Aside from a lot of bad personal stuff going on, the situation in NO has just made me numb. All of this is just unbelievable — Americans dying of dehydration, Americans raping children, Americans stealing to survive. We’ve seen enormous acts of heroism and sacrifice, but it is the darker side of this tragedy which draws my attention. People abandoned, desperate, and suffering will breakdown and behave as brutes: they take food and clothing to survive; the take guns to feel safe and protected; they take things to feel propertied; and they perform unspeakable acts to feel in control of their lives. We cannot imagine the pain and loss of these people — our neighbors; our fellow citizens.
Thomas Hobbes wrote, several hundred years ago, that before the organization of civic society that life was short, brutish, and nasty. In the aftermath of this storm, it seems that we have returned to our roots. Yet, this behavior is not limited to the children of Katrina, but seems to extend to those sitting in their upholstered offices.
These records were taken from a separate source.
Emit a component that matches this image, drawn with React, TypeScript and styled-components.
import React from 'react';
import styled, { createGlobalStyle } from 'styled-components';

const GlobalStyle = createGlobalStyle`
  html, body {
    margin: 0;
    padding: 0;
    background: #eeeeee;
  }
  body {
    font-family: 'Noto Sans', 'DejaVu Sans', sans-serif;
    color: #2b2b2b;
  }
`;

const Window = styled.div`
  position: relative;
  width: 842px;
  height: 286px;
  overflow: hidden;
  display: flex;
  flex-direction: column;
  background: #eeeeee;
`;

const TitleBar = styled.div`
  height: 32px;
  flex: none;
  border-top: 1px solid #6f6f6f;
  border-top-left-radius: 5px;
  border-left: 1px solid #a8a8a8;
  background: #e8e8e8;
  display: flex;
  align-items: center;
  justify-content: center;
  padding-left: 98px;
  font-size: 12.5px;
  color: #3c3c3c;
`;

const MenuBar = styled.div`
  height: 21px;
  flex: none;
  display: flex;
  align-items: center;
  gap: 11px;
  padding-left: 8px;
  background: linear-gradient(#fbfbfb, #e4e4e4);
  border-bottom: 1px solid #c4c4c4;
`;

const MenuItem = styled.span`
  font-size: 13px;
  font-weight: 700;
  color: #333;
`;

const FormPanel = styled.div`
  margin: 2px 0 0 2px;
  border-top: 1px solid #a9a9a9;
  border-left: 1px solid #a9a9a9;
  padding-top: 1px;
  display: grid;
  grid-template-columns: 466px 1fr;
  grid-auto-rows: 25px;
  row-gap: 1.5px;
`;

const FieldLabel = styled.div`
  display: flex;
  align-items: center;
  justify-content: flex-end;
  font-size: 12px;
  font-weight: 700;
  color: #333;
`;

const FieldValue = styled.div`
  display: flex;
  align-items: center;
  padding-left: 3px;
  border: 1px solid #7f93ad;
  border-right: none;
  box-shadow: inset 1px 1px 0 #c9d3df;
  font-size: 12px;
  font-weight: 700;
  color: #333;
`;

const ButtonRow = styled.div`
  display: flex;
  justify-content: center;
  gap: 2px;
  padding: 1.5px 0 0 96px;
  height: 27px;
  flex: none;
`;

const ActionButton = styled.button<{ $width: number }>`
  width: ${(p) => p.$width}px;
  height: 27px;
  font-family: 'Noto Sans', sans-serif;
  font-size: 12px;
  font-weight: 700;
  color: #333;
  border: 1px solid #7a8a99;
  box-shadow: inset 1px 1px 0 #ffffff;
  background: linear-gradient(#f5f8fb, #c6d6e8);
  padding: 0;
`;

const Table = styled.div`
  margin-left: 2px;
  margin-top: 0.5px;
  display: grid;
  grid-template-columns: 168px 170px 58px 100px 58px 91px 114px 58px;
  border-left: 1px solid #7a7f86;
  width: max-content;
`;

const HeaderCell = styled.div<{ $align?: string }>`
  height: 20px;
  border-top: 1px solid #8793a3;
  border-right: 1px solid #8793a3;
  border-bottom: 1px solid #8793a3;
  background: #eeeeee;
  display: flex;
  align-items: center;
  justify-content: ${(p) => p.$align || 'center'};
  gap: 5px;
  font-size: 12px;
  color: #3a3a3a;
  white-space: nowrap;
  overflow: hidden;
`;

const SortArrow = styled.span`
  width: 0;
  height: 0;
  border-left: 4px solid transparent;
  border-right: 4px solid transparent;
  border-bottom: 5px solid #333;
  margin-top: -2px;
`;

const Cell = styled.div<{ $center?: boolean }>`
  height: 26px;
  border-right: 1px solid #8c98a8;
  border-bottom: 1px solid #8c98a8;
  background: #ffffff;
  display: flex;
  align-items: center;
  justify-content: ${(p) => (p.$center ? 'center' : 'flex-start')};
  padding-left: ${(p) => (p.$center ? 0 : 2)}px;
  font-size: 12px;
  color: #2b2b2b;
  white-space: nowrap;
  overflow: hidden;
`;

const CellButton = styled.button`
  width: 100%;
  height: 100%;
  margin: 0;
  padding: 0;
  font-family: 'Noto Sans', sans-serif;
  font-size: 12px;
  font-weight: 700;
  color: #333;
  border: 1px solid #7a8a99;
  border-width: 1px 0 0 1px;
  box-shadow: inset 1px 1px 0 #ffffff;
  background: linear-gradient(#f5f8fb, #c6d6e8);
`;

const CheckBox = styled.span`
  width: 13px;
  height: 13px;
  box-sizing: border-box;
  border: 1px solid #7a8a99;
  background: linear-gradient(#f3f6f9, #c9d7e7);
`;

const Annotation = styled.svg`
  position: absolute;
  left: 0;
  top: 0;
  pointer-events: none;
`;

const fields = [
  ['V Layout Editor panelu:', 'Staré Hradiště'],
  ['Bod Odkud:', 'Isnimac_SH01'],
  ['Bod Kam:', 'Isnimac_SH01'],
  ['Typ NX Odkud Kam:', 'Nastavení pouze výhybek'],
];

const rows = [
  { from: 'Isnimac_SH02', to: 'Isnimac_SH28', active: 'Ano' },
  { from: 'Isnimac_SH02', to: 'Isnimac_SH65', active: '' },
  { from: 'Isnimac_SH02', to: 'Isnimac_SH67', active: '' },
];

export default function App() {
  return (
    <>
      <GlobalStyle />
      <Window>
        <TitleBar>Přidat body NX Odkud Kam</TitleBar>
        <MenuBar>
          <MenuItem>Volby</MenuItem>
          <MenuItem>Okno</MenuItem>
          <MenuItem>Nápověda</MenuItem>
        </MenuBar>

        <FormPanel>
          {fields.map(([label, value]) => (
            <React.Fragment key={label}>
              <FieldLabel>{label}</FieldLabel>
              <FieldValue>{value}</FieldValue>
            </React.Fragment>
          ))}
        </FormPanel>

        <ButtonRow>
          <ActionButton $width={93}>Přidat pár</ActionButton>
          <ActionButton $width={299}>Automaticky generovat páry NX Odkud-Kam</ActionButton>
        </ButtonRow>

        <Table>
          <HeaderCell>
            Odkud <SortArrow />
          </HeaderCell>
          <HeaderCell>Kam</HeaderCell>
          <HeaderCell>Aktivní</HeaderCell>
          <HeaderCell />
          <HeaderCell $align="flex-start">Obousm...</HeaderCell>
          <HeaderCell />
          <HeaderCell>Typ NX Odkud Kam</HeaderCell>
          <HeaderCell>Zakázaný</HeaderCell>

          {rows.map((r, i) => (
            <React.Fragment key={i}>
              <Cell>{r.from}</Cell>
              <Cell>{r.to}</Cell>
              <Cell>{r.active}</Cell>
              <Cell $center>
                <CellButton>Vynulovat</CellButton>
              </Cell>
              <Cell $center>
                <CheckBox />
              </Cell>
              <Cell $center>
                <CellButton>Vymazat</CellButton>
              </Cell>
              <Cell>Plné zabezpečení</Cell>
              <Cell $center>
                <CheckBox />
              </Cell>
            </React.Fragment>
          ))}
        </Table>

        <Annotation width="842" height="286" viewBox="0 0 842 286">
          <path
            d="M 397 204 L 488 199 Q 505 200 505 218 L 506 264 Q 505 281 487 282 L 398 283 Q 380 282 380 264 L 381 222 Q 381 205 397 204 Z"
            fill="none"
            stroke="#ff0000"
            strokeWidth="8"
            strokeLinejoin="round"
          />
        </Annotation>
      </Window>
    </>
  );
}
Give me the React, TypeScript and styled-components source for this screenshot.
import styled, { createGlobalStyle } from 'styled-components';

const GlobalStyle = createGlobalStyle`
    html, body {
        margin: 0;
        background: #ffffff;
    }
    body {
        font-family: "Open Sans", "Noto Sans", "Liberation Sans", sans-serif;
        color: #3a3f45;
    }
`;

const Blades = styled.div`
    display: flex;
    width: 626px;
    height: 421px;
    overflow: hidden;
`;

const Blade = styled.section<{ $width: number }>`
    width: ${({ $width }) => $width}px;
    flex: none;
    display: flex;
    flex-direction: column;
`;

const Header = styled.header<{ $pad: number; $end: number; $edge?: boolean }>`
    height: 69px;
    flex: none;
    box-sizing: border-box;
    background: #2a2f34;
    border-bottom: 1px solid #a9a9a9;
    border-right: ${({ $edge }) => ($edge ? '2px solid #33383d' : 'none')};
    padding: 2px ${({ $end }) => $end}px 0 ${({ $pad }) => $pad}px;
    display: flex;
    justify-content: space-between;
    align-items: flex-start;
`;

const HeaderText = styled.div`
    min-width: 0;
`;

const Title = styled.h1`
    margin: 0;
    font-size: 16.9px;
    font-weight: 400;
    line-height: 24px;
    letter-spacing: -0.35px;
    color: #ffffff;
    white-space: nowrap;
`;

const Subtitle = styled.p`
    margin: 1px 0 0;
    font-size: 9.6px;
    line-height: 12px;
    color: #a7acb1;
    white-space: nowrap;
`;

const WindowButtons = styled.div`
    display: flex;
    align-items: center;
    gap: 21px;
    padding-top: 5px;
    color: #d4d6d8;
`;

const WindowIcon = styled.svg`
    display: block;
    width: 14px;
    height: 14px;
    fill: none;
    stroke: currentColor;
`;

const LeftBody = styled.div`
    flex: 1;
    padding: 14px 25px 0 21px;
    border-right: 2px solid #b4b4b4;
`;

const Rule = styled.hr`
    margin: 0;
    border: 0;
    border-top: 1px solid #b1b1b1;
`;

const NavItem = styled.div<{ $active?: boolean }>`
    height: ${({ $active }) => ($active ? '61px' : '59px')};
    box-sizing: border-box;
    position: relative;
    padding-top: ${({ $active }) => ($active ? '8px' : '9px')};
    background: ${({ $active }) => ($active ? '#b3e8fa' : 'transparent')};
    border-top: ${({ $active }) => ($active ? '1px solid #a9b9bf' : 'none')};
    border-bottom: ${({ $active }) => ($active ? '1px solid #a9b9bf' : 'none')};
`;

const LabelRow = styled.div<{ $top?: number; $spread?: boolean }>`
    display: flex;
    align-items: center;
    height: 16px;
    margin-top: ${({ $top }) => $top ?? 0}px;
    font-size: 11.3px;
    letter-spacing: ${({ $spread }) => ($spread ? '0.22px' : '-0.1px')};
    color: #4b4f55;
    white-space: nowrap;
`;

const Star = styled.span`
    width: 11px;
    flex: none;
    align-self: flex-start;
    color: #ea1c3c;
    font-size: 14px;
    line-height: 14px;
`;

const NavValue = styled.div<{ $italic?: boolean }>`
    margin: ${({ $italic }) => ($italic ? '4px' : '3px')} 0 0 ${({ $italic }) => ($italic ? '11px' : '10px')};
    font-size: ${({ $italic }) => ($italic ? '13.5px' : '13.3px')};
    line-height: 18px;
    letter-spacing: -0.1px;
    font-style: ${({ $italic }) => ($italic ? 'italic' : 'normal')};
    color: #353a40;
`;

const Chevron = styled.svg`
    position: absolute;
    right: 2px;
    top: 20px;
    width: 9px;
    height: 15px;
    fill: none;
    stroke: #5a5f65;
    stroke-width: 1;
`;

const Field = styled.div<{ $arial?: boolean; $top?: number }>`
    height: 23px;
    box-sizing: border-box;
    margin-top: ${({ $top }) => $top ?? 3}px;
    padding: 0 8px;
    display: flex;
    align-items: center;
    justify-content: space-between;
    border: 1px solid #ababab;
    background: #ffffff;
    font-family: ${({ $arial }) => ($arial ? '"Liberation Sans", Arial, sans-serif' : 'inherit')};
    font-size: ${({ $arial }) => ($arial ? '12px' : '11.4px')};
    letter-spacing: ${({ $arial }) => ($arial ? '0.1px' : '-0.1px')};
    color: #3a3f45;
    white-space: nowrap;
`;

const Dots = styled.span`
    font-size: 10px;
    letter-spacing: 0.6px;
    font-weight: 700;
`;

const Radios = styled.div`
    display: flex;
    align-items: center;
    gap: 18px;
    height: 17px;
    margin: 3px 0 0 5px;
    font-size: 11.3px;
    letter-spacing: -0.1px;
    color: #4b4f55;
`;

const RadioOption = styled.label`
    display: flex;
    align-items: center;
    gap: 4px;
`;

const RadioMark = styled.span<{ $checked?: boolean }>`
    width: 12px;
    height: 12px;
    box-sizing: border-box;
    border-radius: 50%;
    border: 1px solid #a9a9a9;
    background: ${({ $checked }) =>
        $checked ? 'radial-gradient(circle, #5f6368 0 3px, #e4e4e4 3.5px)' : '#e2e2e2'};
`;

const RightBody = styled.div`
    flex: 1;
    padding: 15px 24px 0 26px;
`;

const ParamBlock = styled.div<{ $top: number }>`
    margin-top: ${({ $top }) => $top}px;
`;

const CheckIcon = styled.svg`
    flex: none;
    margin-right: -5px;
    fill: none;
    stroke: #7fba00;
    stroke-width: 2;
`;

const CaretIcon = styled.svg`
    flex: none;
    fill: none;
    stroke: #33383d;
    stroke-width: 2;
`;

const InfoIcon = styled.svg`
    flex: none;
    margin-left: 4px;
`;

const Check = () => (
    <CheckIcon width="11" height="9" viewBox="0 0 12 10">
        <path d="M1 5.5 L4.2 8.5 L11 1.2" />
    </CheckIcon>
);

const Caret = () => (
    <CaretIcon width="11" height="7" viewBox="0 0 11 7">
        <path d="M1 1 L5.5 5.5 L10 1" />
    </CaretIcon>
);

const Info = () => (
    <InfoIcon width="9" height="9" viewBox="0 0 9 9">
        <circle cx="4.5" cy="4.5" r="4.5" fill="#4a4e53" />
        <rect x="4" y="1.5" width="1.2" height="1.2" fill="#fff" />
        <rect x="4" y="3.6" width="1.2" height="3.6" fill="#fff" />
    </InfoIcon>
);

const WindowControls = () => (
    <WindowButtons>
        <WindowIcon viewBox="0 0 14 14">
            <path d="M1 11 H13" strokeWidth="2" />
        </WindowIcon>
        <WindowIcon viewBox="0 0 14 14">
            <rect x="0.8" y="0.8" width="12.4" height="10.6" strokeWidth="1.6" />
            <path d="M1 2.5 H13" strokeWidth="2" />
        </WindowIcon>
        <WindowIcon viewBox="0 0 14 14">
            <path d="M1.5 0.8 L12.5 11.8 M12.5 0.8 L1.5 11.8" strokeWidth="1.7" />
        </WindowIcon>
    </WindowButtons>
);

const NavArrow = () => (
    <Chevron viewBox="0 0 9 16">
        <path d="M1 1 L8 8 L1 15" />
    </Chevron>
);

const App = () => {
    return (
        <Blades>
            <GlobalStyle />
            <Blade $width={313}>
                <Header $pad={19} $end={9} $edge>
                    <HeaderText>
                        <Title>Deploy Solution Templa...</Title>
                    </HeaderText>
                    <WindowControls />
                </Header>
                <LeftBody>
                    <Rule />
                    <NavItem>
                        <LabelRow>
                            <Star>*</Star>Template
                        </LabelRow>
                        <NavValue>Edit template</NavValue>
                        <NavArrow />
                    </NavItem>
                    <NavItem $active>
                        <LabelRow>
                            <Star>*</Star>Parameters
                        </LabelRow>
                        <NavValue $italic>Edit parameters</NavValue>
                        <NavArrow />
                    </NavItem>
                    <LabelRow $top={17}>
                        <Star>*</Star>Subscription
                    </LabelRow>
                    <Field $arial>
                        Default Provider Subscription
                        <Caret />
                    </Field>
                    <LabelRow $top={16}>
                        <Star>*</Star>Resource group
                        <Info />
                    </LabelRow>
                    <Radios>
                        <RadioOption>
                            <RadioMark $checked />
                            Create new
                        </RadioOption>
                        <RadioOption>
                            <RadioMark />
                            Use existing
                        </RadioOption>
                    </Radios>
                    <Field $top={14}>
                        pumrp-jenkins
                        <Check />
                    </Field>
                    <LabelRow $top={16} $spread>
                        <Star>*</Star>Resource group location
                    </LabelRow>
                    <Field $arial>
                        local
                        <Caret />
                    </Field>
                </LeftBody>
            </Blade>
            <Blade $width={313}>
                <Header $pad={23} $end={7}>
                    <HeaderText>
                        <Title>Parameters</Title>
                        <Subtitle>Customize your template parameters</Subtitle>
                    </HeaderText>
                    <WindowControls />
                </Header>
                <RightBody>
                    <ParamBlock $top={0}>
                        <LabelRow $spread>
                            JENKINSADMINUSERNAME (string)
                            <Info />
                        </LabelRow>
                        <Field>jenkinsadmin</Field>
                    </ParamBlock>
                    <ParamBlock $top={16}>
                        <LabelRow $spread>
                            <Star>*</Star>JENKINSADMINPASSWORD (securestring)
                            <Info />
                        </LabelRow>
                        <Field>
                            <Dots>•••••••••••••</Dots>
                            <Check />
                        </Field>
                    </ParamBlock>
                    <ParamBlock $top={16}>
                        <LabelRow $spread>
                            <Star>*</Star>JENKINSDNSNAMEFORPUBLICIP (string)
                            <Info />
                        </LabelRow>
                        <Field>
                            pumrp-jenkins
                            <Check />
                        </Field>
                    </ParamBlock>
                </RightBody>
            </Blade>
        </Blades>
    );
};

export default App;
One ‘christan’ has spoken with glee of the destruction:
“New Orleans now is abortion free. New Orleans now is Mardi Gras free. New Orleans now is free of Southern Decadence and the sodomites, the witchcraft workers, false religion — it’s free of all of those things now,” Shanks says. “God simply, I believe, in His mercy purged all of that stuff out of there — and now we’re going to start over again.”
It is hard to imagine anyone suggesting that the citizens of NO are the recipients of some kind of divine or earthly justice — let alone a man of christ. The spirit of these words are more reflective of Torquemada then of a modern pastor. It is men like this, and others who cite divine retribution for the storm, and those who profit from this despair that are the true criminals — they are the looters of the human spirit, the defilers of the American dream.